The Texas Home School Coalition Association estimates more than 150,000 families are teaching more than 350,000 children at home in the state.
The Texas State Teachers Association does not have a position for or against homeschooling, spokesman Clay Robison said.
“Schools do more than educate,” Robison said. “Schools are a socialization point. Schools serve more than the three Rs.”
‘OPPOSED TO ARMING TEACHERS’
Although Texas has more than 1,100 school districts, it has had few school shootings, he said. Parents who decide to homeschool as a way to protect their children might be overlooking some other facts, such as mass shootings happen at places besides schools, he said.

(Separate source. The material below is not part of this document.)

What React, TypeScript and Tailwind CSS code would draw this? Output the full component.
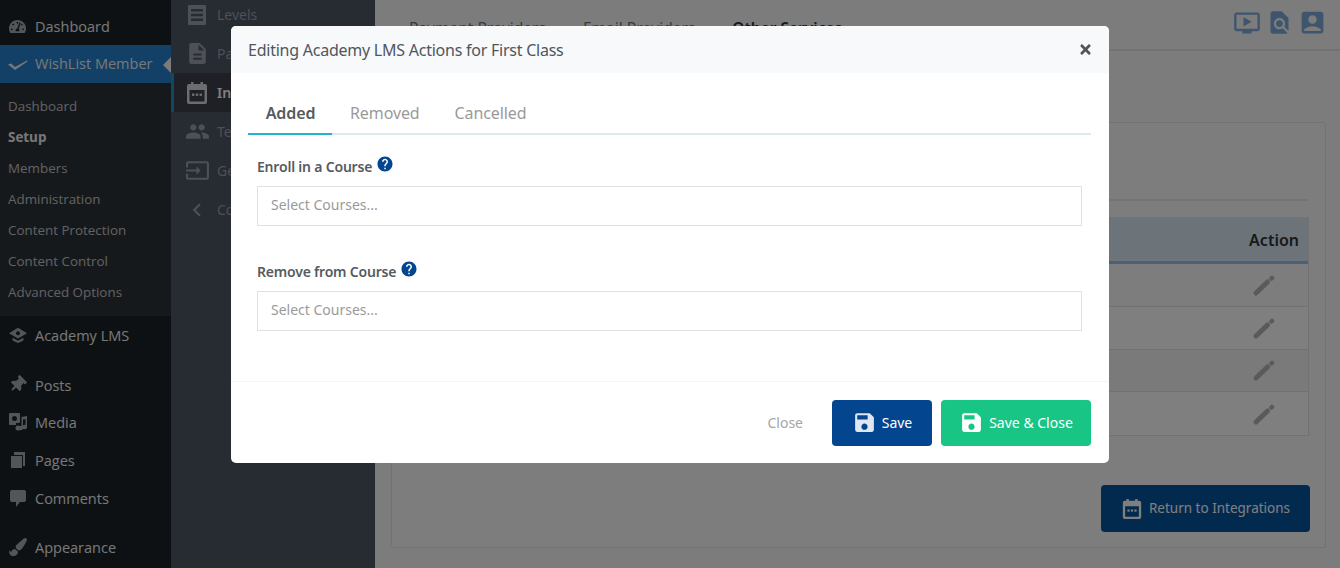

“Are you going to keep them from going to the movies?” Robison said. “Are you going to keep them from going to church?”
The association is interested in what Gov. Greg Abbott suggests for improving security in schools and would be open to most ideas, he said.
“The one thing we are opposed to is arming teachers,” Robison said.
The association also is calling for better mental health services and better screening, he said.
“We understand the fear,” Robison said. “It’s totally understandable. But kids are probably safer in school than other places.”
Parents wind up turning to homeschooling for different reasons, Coppock said. For some parents, it’s because their child was bullied, while for others, it’s because they have a special-needs child. Some want specialized instruction for their child or need an unusual schedule because of other activities.
“It’s amazing how many different reasons people come to homeschooling,” Coppock said. “Typically, they stay for other reasons. They find they enjoy a closer relationship with their children, or they see real progress in how their children learn. They may come out of fear, but they do not stay out of fear.”
Castleberry, who is a homemaker, will have to turn her entire schedule upside down to homeschool her stepdaughter, but she doesn’t think she has much of a choice, she said.
“This is my child,” Castleberry said. “My job is to say I have her back and to protect her. I don’t need to put her in a position where she will be shot.”